▶ [DATA SEGMENT]
## Start
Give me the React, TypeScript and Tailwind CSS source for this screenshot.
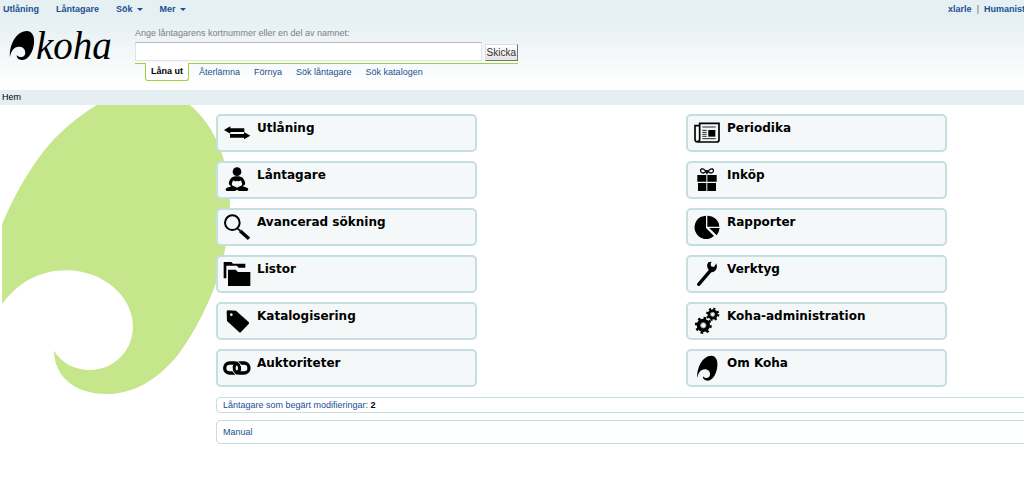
import type { ReactNode } from "react";

const LEAF =
  "M0 68 C-3 38 15 0 42 0 C56 0 62 15 60 32 C58 54 46 75 32 75 C21 75 16 69 17 62 C23 71 39 68 38 56 C38 46 31 41 22 41 C10 41 2 52 0 68 Z";

function Icon({ children }: { children: ReactNode }) {
  return (
    <svg viewBox="0 0 78 78" className="size-[26px] shrink-0 overflow-visible" aria-hidden="true">
      {children}
    </svg>
  );
}

const arrows = (
  <Icon>
    <path d="M0 30 L19 19 V25 H61 V36 H19 V41 Z M79 47 L60 36 V42 H18 V53 H60 V58 Z" />
  </Icon>
);
const patron = (
  <Icon>
    <circle cx="39" cy="14" r="13" />
    <path d="M39 28 C22 28 18 36 15 46 C13 52 17 56 22 58 L9 62 C3 65 4 72 12 72 H33 L39 68 L45 72 H66 C74 72 75 65 69 62 L56 58 C61 56 65 52 63 46 C60 36 56 28 39 28 Z" />
    <path d="M27 40 C32 44 36 43 39 41 C42 43 46 44 51 40 C52 47 56 49 54 54 C50 60 43 58 39 62 C35 58 28 60 24 54 C22 49 26 47 27 40 Z" fill="#f4f8f9" />
  </Icon>
);
const search = (
  <Icon>
    <circle cx="25" cy="26" r="22" fill="none" stroke="#000" strokeWidth="6" />
    <path d="M40 43 L48 50" stroke="#000" strokeWidth="5" />
    <path d="M48 50 L75 74" stroke="#000" strokeWidth="10" />
  </Icon>
);
const folders = (
  <Icon>
    <path d="M-1 3 H22 L27 8 H64 V20 H44 L38 14 H7 V52 H-1 Z" />
    <path d="M12 26 H35 L42 33 H79 V75 H12 Z" />
  </Icon>
);
const tag = (
  <Icon>
    <path d="M11 7 L36 8 L74 42 Q77 45 74 48 L51 72 Q48 75 45 72 L9 39 L8 11 Q8 8 11 7 Z" />
    <circle cx="22" cy="20" r="4" fill="#f4f8f9" />
  </Icon>
);
const chain = (
  <Icon>
    <g fill="none" stroke="#000" strokeWidth="10">
      <rect x="2" y="24" width="45" height="30" rx="15" />
      <rect x="30" y="24" width="45" height="30" rx="15" />
    </g>
    <path d="M24 36 C24 47 29 54 37 60 M53 42 C53 31 48 24 40 18" fill="none" stroke="#f4f8f9" strokeWidth="3" />
  </Icon>
);
const news = (
  <Icon>
    <path d="M17 17 H3 V58 Q3 66 11 66 H69 Q75 66 75 60 V10 H17 V56 Q17 65 10 65" fill="none" stroke="#000" strokeWidth="5" />
    <rect x="43" y="30" width="21" height="20" />
    <path d="M25 21 H65 M25 31 H38 M25 37 H38 M25 43 H38 M25 49 H38 M25 56 H65" stroke="#000" strokeWidth="2.5" />
  </Icon>
);
const gift = (
  <Icon>
    <path d="M10 24 H37 V44 H10 Z M40 24 H68 V44 H40 Z M12 48 H37 V72 H12 Z M40 48 H66 V72 H40 Z" />
    <path d="M39 19 C34 9 28 4 22 6 C17 9 20 18 27 18 C33 18 36 12 39 11 C42 12 45 18 51 18 C58 18 61 9 56 6 C50 4 44 9 39 19 Z" fill="none" stroke="#000" strokeWidth="4" />
  </Icon>
);
const pie = (
  <Icon>
    <path d="M36 5 A35 35 0 1 0 60 66 L36 42 Z" />
    <path d="M40 5 A35 35 0 0 1 76 38 L40 38 Z" />
    <path d="M46 42 H77 Q75 56 68 64 Z" />
  </Icon>
);
const wrench = (
  <Icon>
    <path d="M14 70 L50 28" stroke="#000" strokeWidth="10" strokeLinecap="round" />
    <path d="M43 4 C37 12 39 20 44 26 L50 34 C59 35 67 29 69 18 L67 7 L60 18 L51 16 L50 8 L53 2 Z" />
  </Icon>
);
const gears = (
  <Icon>
    <g fill="none" stroke="#000">
      <circle cx="28" cy="52" r="14" strokeWidth="12" />
      <circle cx="28" cy="52" r="22" strokeWidth="7" strokeDasharray="8 9.28" />
      <circle cx="56" cy="19" r="11" strokeWidth="9" />
      <circle cx="56" cy="19" r="17" strokeWidth="6" strokeDasharray="6.2 7.15" />
      <circle cx="28" cy="52" r="8" stroke="#999" strokeWidth="3" />
      <circle cx="56" cy="19" r="6" stroke="#999" strokeWidth="3" />
    </g>
  </Icon>
);
const leaf = (
  <Icon>
    <path d={LEAF} transform="translate(10 2)" />
  </Icon>
);

type Item = { label: string; icon: ReactNode };

const columns: Item[][] = [
  [
    { label: "Utlåning", icon: arrows },
    { label: "Låntagare", icon: patron },
    { label: "Avancerad sökning", icon: search },
    { label: "Listor", icon: folders },
    { label: "Katalogisering", icon: tag },
    { label: "Auktoriteter", icon: chain },
  ],
  [
    { label: "Periodika", icon: news },
    { label: "Inköp", icon: gift },
    { label: "Rapporter", icon: pie },
    { label: "Verktyg", icon: wrench },
    { label: "Koha-administration", icon: gears },
    { label: "Om Koha", icon: leaf },
  ],
];

function Caret() {
  return (
    <svg viewBox="0 0 6 3" className="h-[3px] w-[6px]" aria-hidden="true">
      <path d="M0 0 H6 L3 3 Z" fill="#1b4f93" />
    </svg>
  );
}

export default function App() {
  return (
    <div className="overflow-x-hidden bg-white font-['Liberation_Sans',Arial,sans-serif] text-[9px] leading-3 text-black">
      <header className="h-[90px] bg-linear-to-b from-[#e6eff2] from-20% to-white to-95%">
        <nav className="flex h-[18px] items-center justify-between whitespace-nowrap pl-[3px] font-bold text-[#1b4f93]">
          <div className="flex items-center gap-[17px]">
            <a href="#utlaning">Utlåning</a>
            <a href="#lantagare">Låntagare</a>
            <button type="button" className="flex items-center gap-1">
              Sök <Caret />
            </button>
            <button type="button" className="flex items-center gap-1">
              Mer <Caret />
            </button>
          </div>
          <div className="-mr-px flex gap-[5px]">
            <a href="#konto">xlarle</a>
            <span className="font-normal text-[#666]">|</span>
            <a href="#bibliotek">Humanist</a>
          </div>
        </nav>
        <div className="flex">
          <a href="#hem" className="flex w-[135px] items-start pl-[10px] pt-[13px]" aria-label="Koha">
            <svg viewBox="0 0 60 75" className="h-[29px] w-6 shrink-0 overflow-visible" preserveAspectRatio="none" aria-hidden="true">
              <path d={LEAF} />
            </svg>
            <span className="pl-[2px] font-['Liberation_Serif',serif] text-[39px] italic leading-[30px]">koha</span>
          </a>
          <form className="w-[383px] pt-[9px]" onSubmit={(e) => e.preventDefault()}>
            <label htmlFor="kort" className="block text-[#808080]">
              Ange låntagarens kortnummer eller en del av namnet:
            </label>
            <div className="flex items-end gap-[3px] pb-[2px] pt-[3px]">
              <input
                id="kort"
                type="text"
                className="h-[19px] min-w-0 flex-1 border border-[#dde3e6] border-t-[#b5b8ba] bg-white px-1 text-[10px]"
              />
              <button
                type="submit"
                className="h-[17px] border border-[#ddd] border-b-[#777] border-r-[#777] bg-linear-to-b from-white to-[#e3e3e3] px-px text-[10px] leading-3 text-[#333]"
              >
                Skicka
              </button>
            </div>
            <div className="h-px bg-[#a0d03c]" />
            <div className="flex items-start pl-[10px] text-[#1b4f93]">
              <a
                href="#lana"
                className="-mt-px rounded-b-[3px] border border-t-0 border-[#a0d03c] bg-white px-[5px] pb-[3px] pt-[2px] font-bold text-black"
              >
                Låna ut
              </a>
              <div className="flex gap-[14px] pl-[10px] pt-[2px]">
                <a href="#aterlamna">Återlämna</a>
                <a href="#fornya">Förnya</a>
                <a href="#sok">Sök låntagare</a>
                <a href="#katalog">Sök katalogen</a>
              </div>
            </div>
          </form>
        </div>
      </header>
      <div className="h-[15px] bg-[#e5eff1] pl-[2px] leading-[14px]">Hem</div>
      <main className="relative pb-9 pl-[216px] pt-[9px]">
        <svg viewBox="6 14 684 868" className="absolute left-[2px] top-0 h-[289px] w-[228px]" aria-hidden="true">
          <path
            fill="#c5e68a"
            d="M290 14 C240 45 190 85 150 130 C90 200 40 290 6 372 L6 612 C50 550 115 510 200 510 C310 510 399 590 399 678 C399 755 340 810 270 810 C225 810 185 790 162 752 C162 825 220 882 320 882 C400 882 470 840 530 770 C580 705 620 625 650 545 C680 450 690 380 690 310 C690 200 655 85 570 14 Z"
          />
        </svg>
        <div className="relative flex justify-between pr-[77px]">
          {columns.map((items, i) => (
            <ul key={i} className="flex w-[261px] flex-col gap-[9px]">
              {items.map((item) => (
                <li key={item.label}>
                  <a
                    href="#modul"
                    className="flex h-[38px] gap-[7px] rounded-[5px] border-2 border-[#c3dfe0] bg-[#f4f8f9] pl-[6px] pt-1"
                  >
                    {item.icon}
                    <span className="font-['DejaVu_Sans',Verdana,sans-serif] text-[12px] font-bold leading-4">
                      {item.label}
                    </span>
                  </a>
                </li>
              ))}
            </ul>
          ))}
        </div>
        <div className="relative -mr-2 mt-[10px] flex flex-col gap-[7px]">
          <div className="rounded-[4px] border border-[#c5dfe3] px-[6px] py-px">
            <a href="#andringar" className="text-[#1b4f93]">
              Låntagare som begärt modifieringar:
            </a>{" "}
            <b>2</b>
          </div>
          <div className="rounded-[4px] border border-[#c5dfe3] px-[6px] py-[5px]">
            <a href="#manual" className="text-[#1b4f93]">
              Manual
            </a>
          </div>
        </div>
      </main>
    </div>
  );
}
## End
▶ [STATED PROBLEM] Take the lines from the start of the material to the line with "68 C-3 38 15", both included, and transcribe them exactly without the pictures.

▶ [SOLUTION TO THIS TASK]
Give me the React, TypeScript and Tailwind CSS source for this screenshot.
import type { ReactNode } from "react";

const LEAF =
  "M0 68 C-3 38 15 0 42 0 C56 0 62 15 60 32 C58 54 46 75 32 75 C21 75 16 69 17 62 C23 71 39 68 38 56 C38 46 31 41 22 41 C10 41 2 52 0 68 Z";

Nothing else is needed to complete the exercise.